_Written instruction_
Copy each line exactly. Drop every picture.

_Given data_

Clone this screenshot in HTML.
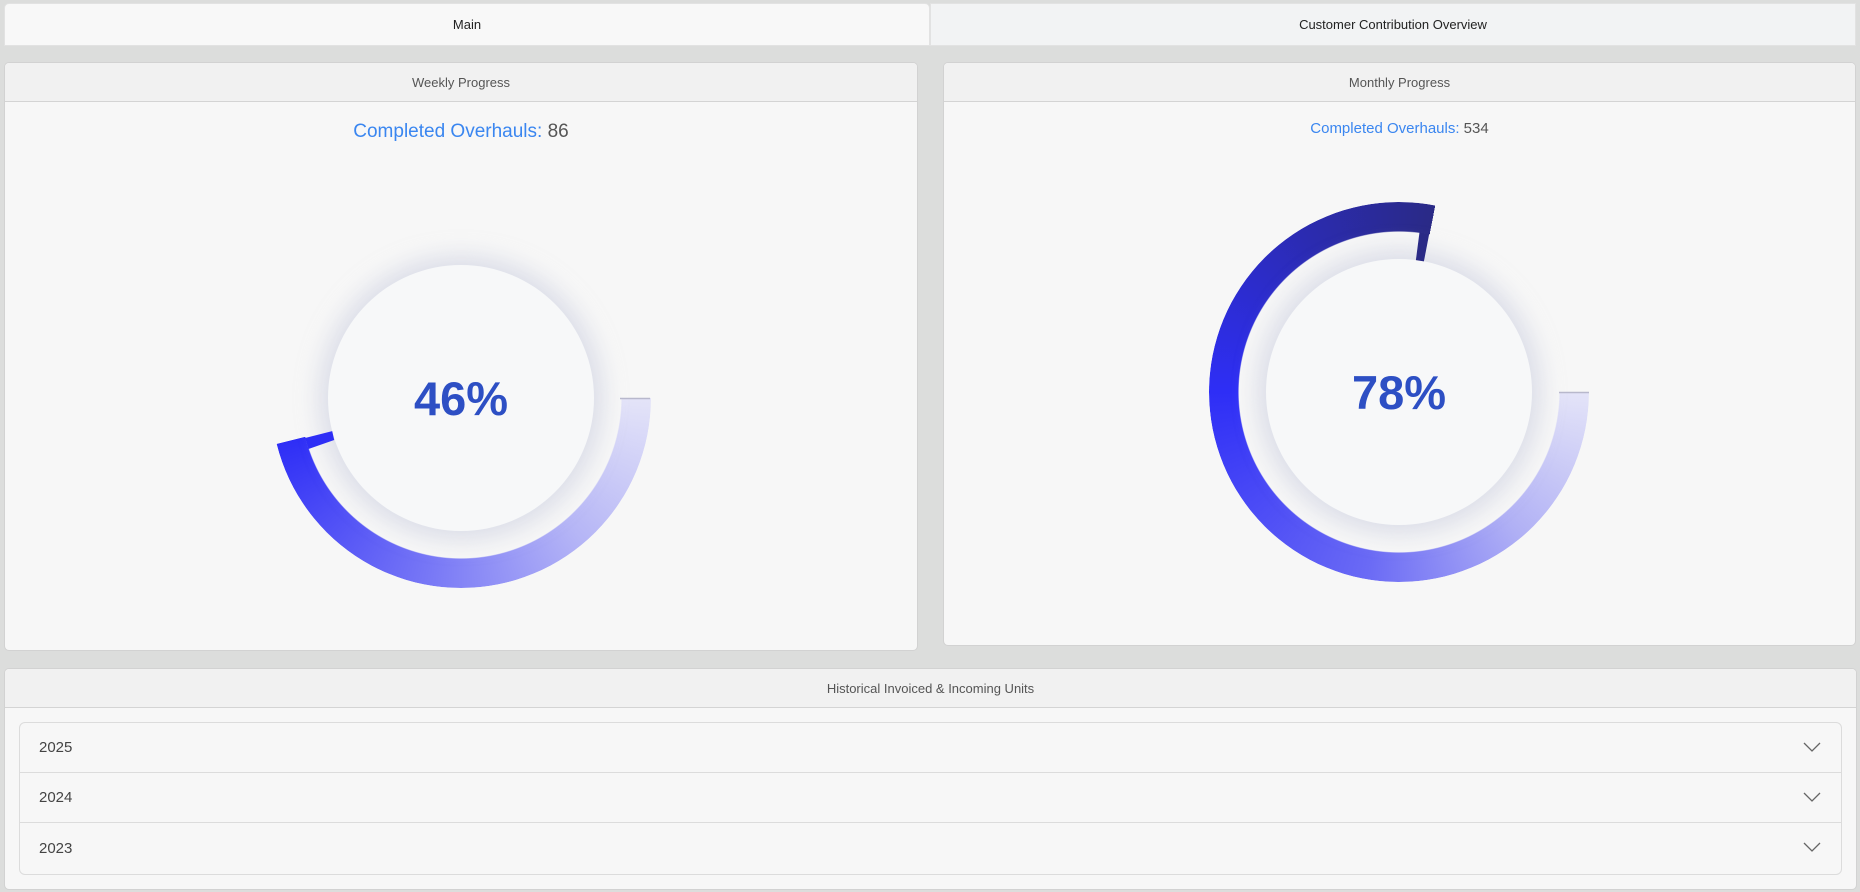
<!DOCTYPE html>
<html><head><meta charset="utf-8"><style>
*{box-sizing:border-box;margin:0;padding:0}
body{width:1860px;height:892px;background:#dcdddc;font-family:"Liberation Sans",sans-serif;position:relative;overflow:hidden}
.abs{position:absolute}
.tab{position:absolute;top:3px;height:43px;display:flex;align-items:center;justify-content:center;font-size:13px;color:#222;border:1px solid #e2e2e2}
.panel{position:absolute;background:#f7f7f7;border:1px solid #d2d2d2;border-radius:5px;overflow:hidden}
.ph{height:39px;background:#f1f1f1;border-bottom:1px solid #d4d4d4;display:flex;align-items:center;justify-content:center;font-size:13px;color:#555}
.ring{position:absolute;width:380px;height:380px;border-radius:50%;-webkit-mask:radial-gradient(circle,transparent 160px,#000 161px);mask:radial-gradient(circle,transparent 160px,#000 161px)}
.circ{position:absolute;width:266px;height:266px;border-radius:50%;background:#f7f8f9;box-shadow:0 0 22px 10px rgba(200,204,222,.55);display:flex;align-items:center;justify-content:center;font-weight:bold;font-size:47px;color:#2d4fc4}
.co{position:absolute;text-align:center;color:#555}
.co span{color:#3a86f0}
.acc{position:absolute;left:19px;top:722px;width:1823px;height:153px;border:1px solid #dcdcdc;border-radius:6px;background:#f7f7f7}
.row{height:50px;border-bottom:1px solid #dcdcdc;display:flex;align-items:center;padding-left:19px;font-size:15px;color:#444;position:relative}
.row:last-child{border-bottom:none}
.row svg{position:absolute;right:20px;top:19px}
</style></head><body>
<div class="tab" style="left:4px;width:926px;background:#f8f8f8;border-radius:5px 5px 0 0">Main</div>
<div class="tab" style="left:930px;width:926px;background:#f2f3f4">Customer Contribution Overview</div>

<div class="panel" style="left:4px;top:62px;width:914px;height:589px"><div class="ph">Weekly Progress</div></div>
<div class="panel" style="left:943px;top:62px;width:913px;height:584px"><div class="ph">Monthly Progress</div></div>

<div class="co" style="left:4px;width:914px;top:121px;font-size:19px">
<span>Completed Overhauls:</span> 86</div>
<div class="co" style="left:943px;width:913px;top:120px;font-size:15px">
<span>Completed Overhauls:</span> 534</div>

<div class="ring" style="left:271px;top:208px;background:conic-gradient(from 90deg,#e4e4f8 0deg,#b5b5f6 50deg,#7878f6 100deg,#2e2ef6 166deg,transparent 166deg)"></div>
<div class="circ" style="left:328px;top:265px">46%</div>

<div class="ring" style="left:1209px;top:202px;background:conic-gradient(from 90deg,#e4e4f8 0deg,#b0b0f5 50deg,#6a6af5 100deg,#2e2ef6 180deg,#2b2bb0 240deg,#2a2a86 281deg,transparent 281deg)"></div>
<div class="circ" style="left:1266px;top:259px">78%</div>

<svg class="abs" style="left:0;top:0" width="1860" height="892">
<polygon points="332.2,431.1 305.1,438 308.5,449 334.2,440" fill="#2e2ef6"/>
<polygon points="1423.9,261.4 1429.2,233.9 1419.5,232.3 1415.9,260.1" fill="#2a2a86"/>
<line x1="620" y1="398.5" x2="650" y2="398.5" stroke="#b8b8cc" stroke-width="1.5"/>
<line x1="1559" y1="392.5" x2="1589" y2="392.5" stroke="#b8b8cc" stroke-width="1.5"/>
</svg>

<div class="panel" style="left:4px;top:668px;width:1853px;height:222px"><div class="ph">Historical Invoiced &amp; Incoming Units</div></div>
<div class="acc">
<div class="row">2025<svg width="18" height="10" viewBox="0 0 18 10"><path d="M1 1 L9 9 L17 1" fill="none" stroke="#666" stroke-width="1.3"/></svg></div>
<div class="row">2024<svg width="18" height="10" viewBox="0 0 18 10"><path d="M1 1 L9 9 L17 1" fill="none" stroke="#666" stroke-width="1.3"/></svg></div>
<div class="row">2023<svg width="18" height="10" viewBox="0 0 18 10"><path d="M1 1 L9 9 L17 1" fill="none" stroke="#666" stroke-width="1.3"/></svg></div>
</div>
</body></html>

_Result of the exercise_
Clone this screenshot in HTML.
<!DOCTYPE html>
<html><head><meta charset="utf-8"><style>
*{box-sizing:border-box;margin:0;padding:0}
body{width:1860px;height:892px;background:#dcdddc;font-family:"Liberation Sans",sans-serif;position:relative;overflow:hidden}
.abs{position:absolute}
.tab{position:absolute;top:3px;height:43px;display:flex;align-items:center;justify-content:center;font-size:13px;color:#222;border:1px solid #e2e2e2}
.panel{position:absolute;background:#f7f7f7;border:1px solid #d2d2d2;border-radius:5px;overflow:hidden}
.ph{height:39px;background:#f1f1f1;border-bottom:1px solid #d4d4d4;display:flex;align-items:center;justify-content:center;font-size:13px;color:#555}
.ring{position:absolute;width:380px;height:380px;border-radius:50%;-webkit-mask:radial-gradient(circle,transparent 160px,#000 161px);mask:radial-gradient(circle,transparent 160px,#000 161px)}
.circ{position:absolute;width:266px;height:266px;border-radius:50%;background:#f7f8f9;box-shadow:0 0 22px 10px rgba(200,204,222,.55);display:flex;align-items:center;justify-content:center;font-weight:bold;font-size:47px;color:#2d4fc4}
.co{position:absolute;text-align:center;color:#555}
.co span{color:#3a86f0}
.acc{position:absolute;left:19px;top:722px;width:1823px;height:153px;border:1px solid #dcdcdc;border-radius:6px;background:#f7f7f7}
.row{height:50px;border-bottom:1px solid #dcdcdc;display:flex;align-items:center;padding-left:19px;font-size:15px;color:#444;position:relative}
.row:last-child{border-bottom:none}
.row svg{position:absolute;right:20px;top:19px}
</style></head><body>
<div class="tab" style="left:4px;width:926px;background:#f8f8f8;border-radius:5px 5px 0 0">Main</div>
<div class="tab" style="left:930px;width:926px;background:#f2f3f4">Customer Contribution Overview</div>

<div class="panel" style="left:4px;top:62px;width:914px;height:589px"><div class="ph">Weekly Progress</div></div>
<div class="panel" style="left:943px;top:62px;width:913px;height:584px"><div class="ph">Monthly Progress</div></div>

<div class="co" style="left:4px;width:914px;top:121px;font-size:19px">
<span>Completed Overhauls:</span> 86</div>
<div class="co" style="left:943px;width:913px;top:120px;font-size:15px">
<span>Completed Overhauls:</span> 534</div>

<div class="ring" style="left:271px;top:208px;background:conic-gradient(from 90deg,#e4e4f8 0deg,#b5b5f6 50deg,#7878f6 100deg,#2e2ef6 166deg,transparent 166deg)"></div>
<div class="circ" style="left:328px;top:265px">46%</div>

<div class="ring" style="left:1209px;top:202px;background:conic-gradient(from 90deg,#e4e4f8 0deg,#b0b0f5 50deg,#6a6af5 100deg,#2e2ef6 180deg,#2b2bb0 240deg,#2a2a86 281deg,transparent 281deg)"></div>
<div class="circ" style="left:1266px;top:259px">78%</div>

<svg class="abs" style="left:0;top:0" width="1860" height="892">
<polygon points="332.2,431.1 305.1,438 308.5,449 334.2,440" fill="#2e2ef6"/>
<polygon points="1423.9,261.4 1429.2,233.9 1419.5,232.3 1415.9,260.1" fill="#2a2a86"/>
<line x1="620" y1="398.5" x2="650" y2="398.5" stroke="#b8b8cc" stroke-width="1.5"/>
<line x1="1559" y1="392.5" x2="1589" y2="392.5" stroke="#b8b8cc" stroke-width="1.5"/>
</svg>

<div class="panel" style="left:4px;top:668px;width:1853px;height:222px"><div class="ph">Historical Invoiced &amp; Incoming Units</div></div>
<div class="acc">
<div class="row">2025<svg width="18" height="10" viewBox="0 0 18 10"><path d="M1 1 L9 9 L17 1" fill="none" stroke="#666" stroke-width="1.3"/></svg></div>
<div class="row">2024<svg width="18" height="10" viewBox="0 0 18 10"><path d="M1 1 L9 9 L17 1" fill="none" stroke="#666" stroke-width="1.3"/></svg></div>
<div class="row">2023<svg width="18" height="10" viewBox="0 0 18 10"><path d="M1 1 L9 9 L17 1" fill="none" stroke="#666" stroke-width="1.3"/></svg></div>
</div>
</body></html>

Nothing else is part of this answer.